EXERCISE INPUT.
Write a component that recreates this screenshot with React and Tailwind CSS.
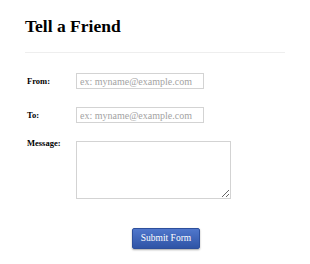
import React from "react";

export default function App() {
  const inputCls =
    "w-[128px] h-[16px] border border-[#d3d3d3] px-[3px] [font-family:'Liberation_Serif',serif] text-[10px] placeholder:text-[#a3a3a3] outline-none";
  return (
    <div className="w-[310px] h-[264px] bg-white px-[25px] [font-family:'Liberation_Serif',serif] text-black overflow-hidden">
      <h1 className="pt-[15px] text-[17.5px] leading-[22px] font-bold">Tell a Friend</h1>
      <div className="mt-[15px] h-px bg-[#eeeeee]" />
      <div className="mt-[20px] flex items-start">
        <label className="w-[51px] pl-[2px] mt-[2.5px] text-[8.5px] leading-[10px] font-bold">From:</label>
        <input type="text" placeholder="ex: myname@example.com" className={inputCls} />
      </div>
      <div className="mt-[18px] flex items-start">
        <label className="w-[51px] pl-[2px] mt-[2.5px] text-[8.5px] leading-[10px] font-bold">To:</label>
        <input type="text" placeholder="ex: myname@example.com" className={inputCls} />
      </div>
      <div className="mt-[18px] flex items-start">
        <label className="w-[51px] pl-[2px] mt-[-3px] text-[8.5px] leading-[10px] font-bold">Message:</label>
        <textarea className="w-[155px] h-[58px] border border-[#d3d3d3] [font-family:'Liberation_Serif',serif] text-[10px] outline-none block" />
      </div>
      <button
        type="button"
        className="mt-[29px] ml-[107px] block w-[68px] h-[21px] rounded-[2px] bg-gradient-to-b from-[#5077cc] to-[#2f54a6] text-white [font-family:'Liberation_Serif',serif] text-[9.5px] leading-[19px] shadow-[0_1px_2px_rgba(0,0,0,0.35)] border border-[#2d4f9c]"
      >
        Submit Form
      </button>
    </div>
  );
}
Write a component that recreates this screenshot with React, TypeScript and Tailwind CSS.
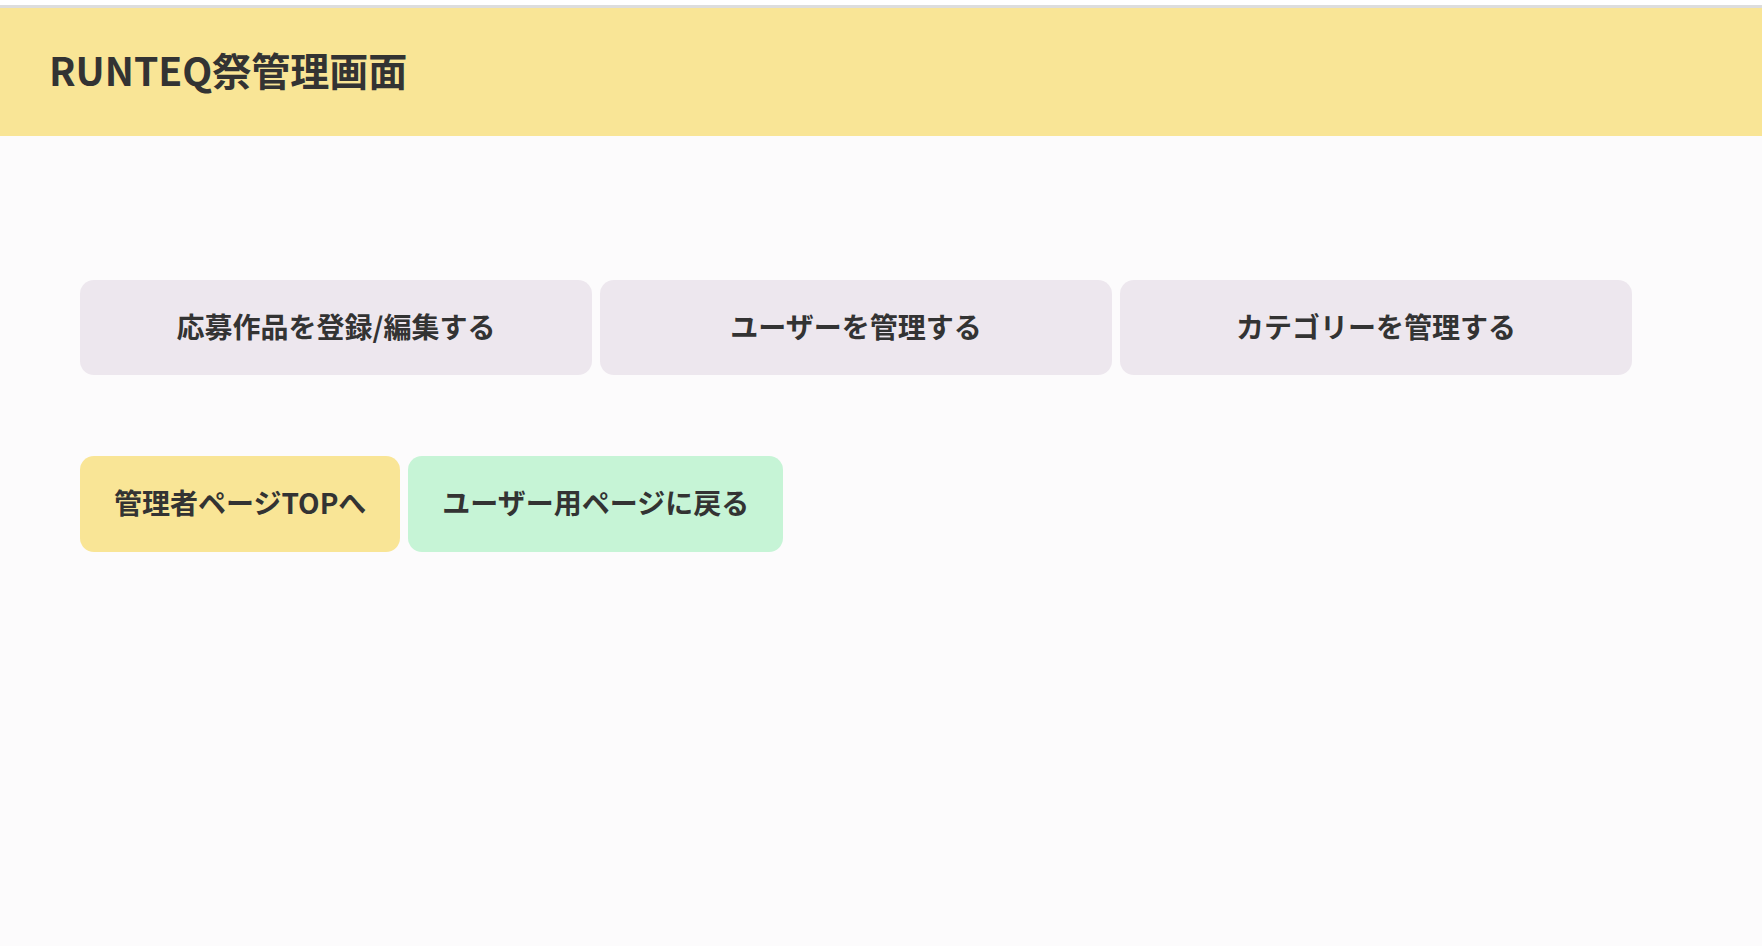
import React from "react";

const font = { fontFamily: '"Noto Sans CJK JP", "Noto Sans", sans-serif' };

export default function App() {
  const menu = ["応募作品を登録/編集する", "ユーザーを管理する", "カテゴリーを管理する"];

  return (
    <div className="min-h-[946px] bg-[#fcfbfc] text-[#333333]" style={font}>
      <div className="bg-white pt-[5px]">
        <header className="h-[131px] border-t-[3px] border-[#dddddd] bg-[#f9e596] flex items-center pl-[49px] pb-[5px]">
          <h1 className="text-[39px] font-bold leading-none">RUNTEQ祭管理画面</h1>
        </header>
      </div>

      <main className="pt-[144px] pl-[80px]">
        {/* Admin menu */}
        <div className="flex gap-2">
          {menu.map((label) => (
            <button
              key={label}
              className="w-[512px] h-[95px] pb-[4px] rounded-[14px] bg-[#ede7ee] text-[28px] font-bold flex items-center justify-center"
            >
              {label}
            </button>
          ))}
        </div>

        {/* Navigation */}
        <div className="flex gap-2 mt-[81px]">
          <button className="h-[96px] px-[34px] pb-[4px] rounded-[14px] bg-[#f9e596] text-[28px] font-bold flex items-center">
            管理者ページTOPへ
          </button>
          <button className="h-[96px] px-[34px] pb-[4px] rounded-[14px] bg-[#c6f4d6] text-[28px] font-bold flex items-center">
            ユーザー用ページに戻る
          </button>
        </div>
      </main>
    </div>
  );
}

TASK OBJECTIVE. From the listing above, collect every line that mentions the word "with".

EXERCISE SOLUTION.
Write a component that recreates this screenshot with React and Tailwind CSS.
Write a component that recreates this screenshot with React, TypeScript and Tailwind CSS.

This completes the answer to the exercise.